_Set task_
Look through the material and copy each line holding "styled".

_ _ _ _ _ _ _

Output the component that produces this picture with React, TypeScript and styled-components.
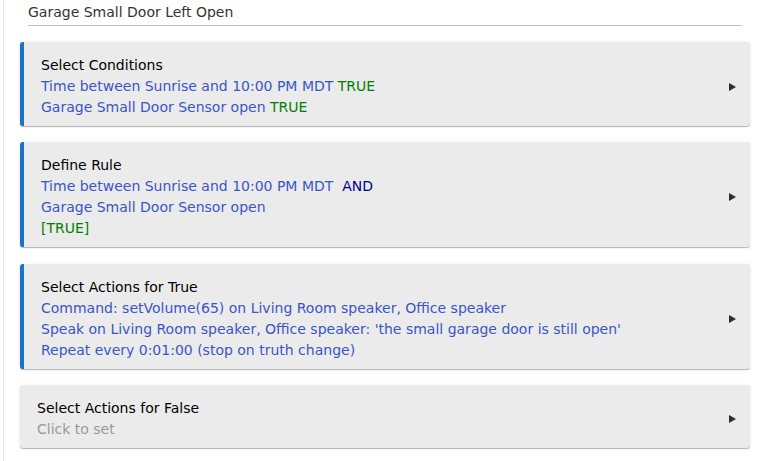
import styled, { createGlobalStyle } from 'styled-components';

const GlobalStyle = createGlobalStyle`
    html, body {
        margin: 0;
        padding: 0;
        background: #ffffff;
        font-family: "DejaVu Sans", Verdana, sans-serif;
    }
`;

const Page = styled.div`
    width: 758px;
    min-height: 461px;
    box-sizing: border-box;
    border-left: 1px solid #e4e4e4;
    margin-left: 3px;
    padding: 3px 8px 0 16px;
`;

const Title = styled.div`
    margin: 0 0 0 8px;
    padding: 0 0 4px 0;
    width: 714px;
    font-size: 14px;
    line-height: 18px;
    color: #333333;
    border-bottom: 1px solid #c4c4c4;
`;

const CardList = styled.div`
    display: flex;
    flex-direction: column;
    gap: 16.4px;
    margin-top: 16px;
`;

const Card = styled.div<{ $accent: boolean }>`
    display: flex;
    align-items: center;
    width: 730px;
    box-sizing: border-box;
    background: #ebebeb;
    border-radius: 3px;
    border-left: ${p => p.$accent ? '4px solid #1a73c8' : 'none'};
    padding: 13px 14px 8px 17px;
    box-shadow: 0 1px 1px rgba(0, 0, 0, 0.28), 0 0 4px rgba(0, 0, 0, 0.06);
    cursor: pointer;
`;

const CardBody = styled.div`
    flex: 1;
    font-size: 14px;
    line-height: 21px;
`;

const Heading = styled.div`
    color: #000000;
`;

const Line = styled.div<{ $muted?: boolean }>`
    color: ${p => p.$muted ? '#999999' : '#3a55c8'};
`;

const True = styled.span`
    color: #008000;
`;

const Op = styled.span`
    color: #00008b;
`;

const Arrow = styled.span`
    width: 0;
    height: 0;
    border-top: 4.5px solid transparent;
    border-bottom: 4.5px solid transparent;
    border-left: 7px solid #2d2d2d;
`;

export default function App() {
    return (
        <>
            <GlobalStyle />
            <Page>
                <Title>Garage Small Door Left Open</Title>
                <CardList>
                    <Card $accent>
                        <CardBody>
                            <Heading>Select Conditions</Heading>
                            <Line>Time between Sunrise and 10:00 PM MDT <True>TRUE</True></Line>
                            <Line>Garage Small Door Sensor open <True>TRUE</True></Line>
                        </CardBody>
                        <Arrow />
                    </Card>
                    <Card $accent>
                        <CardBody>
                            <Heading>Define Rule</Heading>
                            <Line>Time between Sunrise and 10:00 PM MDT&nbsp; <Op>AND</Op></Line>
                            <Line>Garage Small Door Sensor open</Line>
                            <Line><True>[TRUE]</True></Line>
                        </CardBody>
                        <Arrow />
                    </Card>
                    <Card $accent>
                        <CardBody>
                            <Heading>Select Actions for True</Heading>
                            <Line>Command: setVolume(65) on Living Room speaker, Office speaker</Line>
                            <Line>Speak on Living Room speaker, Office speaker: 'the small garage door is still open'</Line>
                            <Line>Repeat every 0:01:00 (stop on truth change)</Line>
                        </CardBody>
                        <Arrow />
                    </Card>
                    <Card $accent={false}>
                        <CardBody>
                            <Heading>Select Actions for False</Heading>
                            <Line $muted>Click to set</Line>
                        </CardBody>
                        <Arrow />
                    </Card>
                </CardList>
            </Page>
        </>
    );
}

_ _ _ _ _ _ _

_Result of this task_
Output the component that produces this picture with React, TypeScript and styled-components.
import styled, { createGlobalStyle } from 'styled-components';
const Page = styled.div`
const Title = styled.div`
const CardList = styled.div`
const Card = styled.div<{ $accent: boolean }>`
const CardBody = styled.div`
const Heading = styled.div`
const Line = styled.div<{ $muted?: boolean }>`
const True = styled.span`
const Op = styled.span`
const Arrow = styled.span`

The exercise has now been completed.